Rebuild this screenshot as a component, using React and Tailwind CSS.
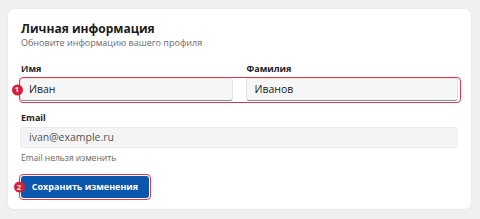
function Badge({ n, className }) {
  return (
    <div
      className={
        "absolute top-1/2 -translate-y-1/2 w-[11px] h-[11px] rounded-full bg-[#d71f3a] text-white text-[7.5px] font-bold flex items-center justify-center leading-none " +
        className
      }
    >
      {n}
    </div>
  );
}

function Field({ label, value, disabled }) {
  return (
    <div className="flex flex-col gap-[3px]">
      <label className="text-[9px] leading-[12px] font-bold text-[#222] pl-px">{label}</label>
      <div
        className={
          disabled
            ? "h-[21px] rounded-[3px] bg-[#f4f4f4] border border-[#ececec] pl-2 flex items-center text-[10.5px] text-[#555]"
            : "h-[23px] rounded-[3px] bg-[#f6f6f6] border border-[#e3e3e3] border-b-[#8d8d8d] pl-2 flex items-center text-[10.5px] text-[#222]"
        }
      >
        {value}
      </div>
    </div>
  );
}

export default function App() {
  const font = { fontFamily: '"Open Sans", "Noto Sans", sans-serif' };
  return (
    <div
      className="w-full min-h-[219px] bg-[#f0f0f0] pl-2 pr-[9px] pt-[9px] pb-[10px]"
      style={font}
    >
      <div className="bg-white rounded-[6px] shadow-[0_0_2px_rgba(0,0,0,0.08)] pl-3 pr-[13px] pt-[12px] pb-[11px] flex flex-col">
        <div className="flex flex-col pl-px">
          <h2 className="text-[12px] leading-[16px] font-bold text-[#1b1b1b]">
            Личная информация
          </h2>
          <p className="text-[9px] leading-[12px] text-[#6b6b6b]">
            Обновите информацию вашего профиля
          </p>
        </div>

        <div className="relative mt-[14px] grid grid-cols-2 gap-x-[13px]">
          <Field label="Имя" value="Иван" />
          <Field label="Фамилия" value="Иванов" />
          <div className="pointer-events-none absolute -left-[1px] -right-[3px] top-[13.5px] -bottom-[1.5px] rounded-[4px] border-[1.5px] border-[#d83a50]" />
          <div className="absolute left-0 right-0 top-[15px] bottom-0">
            <Badge n="1" className="-left-[8.5px]" />
          </div>
        </div>

        <div className="mt-[11px] flex flex-col gap-[4px]">
          <Field label="Email" value="ivan@example.ru" disabled />
          <p className="text-[8.5px] leading-[11px] text-[#666] pl-px">
            Email нельзя изменить
          </p>
        </div>

        <div className="relative mt-[13px] self-start ml-px">
          <button className="h-[22px] w-[128px] rounded-[3px] bg-[#0b57ad] text-white text-[9px] font-bold flex items-center justify-center">
            Сохранить изменения
          </button>
          <div className="pointer-events-none absolute -left-[2px] -right-[1.5px] -top-[2px] -bottom-[1.5px] rounded-[4px] border-[1.5px] border-[#d83a50]" />
          <Badge n="2" className="-left-[7.5px]" />
        </div>
      </div>
    </div>
  );
}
.....
#### [Description of the task]
Repeat the material above word for word, please, apart from its images.

#### [Result of the exercise]
Rebuild this screenshot as a component, using React and Tailwind CSS.
function Badge({ n, className }) {
  return (
    <div
      className={
        "absolute top-1/2 -translate-y-1/2 w-[11px] h-[11px] rounded-full bg-[#d71f3a] text-white text-[7.5px] font-bold flex items-center justify-center leading-none " +
        className
      }
    >
      {n}
    </div>
  );
}

function Field({ label, value, disabled }) {
  return (
    <div className="flex flex-col gap-[3px]">
      <label className="text-[9px] leading-[12px] font-bold text-[#222] pl-px">{label}</label>
      <div
        className={
          disabled
            ? "h-[21px] rounded-[3px] bg-[#f4f4f4] border border-[#ececec] pl-2 flex items-center text-[10.5px] text-[#555]"
            : "h-[23px] rounded-[3px] bg-[#f6f6f6] border border-[#e3e3e3] border-b-[#8d8d8d] pl-2 flex items-center text-[10.5px] text-[#222]"
        }
      >
        {value}
      </div>
    </div>
  );
}

export default function App() {
  const font = { fontFamily: '"Open Sans", "Noto Sans", sans-serif' };
  return (
    <div
      className="w-full min-h-[219px] bg-[#f0f0f0] pl-2 pr-[9px] pt-[9px] pb-[10px]"
      style={font}
    >
      <div className="bg-white rounded-[6px] shadow-[0_0_2px_rgba(0,0,0,0.08)] pl-3 pr-[13px] pt-[12px] pb-[11px] flex flex-col">
        <div className="flex flex-col pl-px">
          <h2 className="text-[12px] leading-[16px] font-bold text-[#1b1b1b]">
            Личная информация
          </h2>
          <p className="text-[9px] leading-[12px] text-[#6b6b6b]">
            Обновите информацию вашего профиля
          </p>
        </div>

        <div className="relative mt-[14px] grid grid-cols-2 gap-x-[13px]">
          <Field label="Имя" value="Иван" />
          <Field label="Фамилия" value="Иванов" />
          <div className="pointer-events-none absolute -left-[1px] -right-[3px] top-[13.5px] -bottom-[1.5px] rounded-[4px] border-[1.5px] border-[#d83a50]" />
          <div className="absolute left-0 right-0 top-[15px] bottom-0">
            <Badge n="1" className="-left-[8.5px]" />
          </div>
        </div>

        <div className="mt-[11px] flex flex-col gap-[4px]">
          <Field label="Email" value="ivan@example.ru" disabled />
          <p className="text-[8.5px] leading-[11px] text-[#666] pl-px">
            Email нельзя изменить
          </p>
        </div>

        <div className="relative mt-[13px] self-start ml-px">
          <button className="h-[22px] w-[128px] rounded-[3px] bg-[#0b57ad] text-white text-[9px] font-bold flex items-center justify-center">
            Сохранить изменения
          </button>
          <div className="pointer-events-none absolute -left-[2px] -right-[1.5px] -top-[2px] -bottom-[1.5px] rounded-[4px] border-[1.5px] border-[#d83a50]" />
          <Badge n="2" className="-left-[7.5px]" />
        </div>
      </div>
    </div>
  );
}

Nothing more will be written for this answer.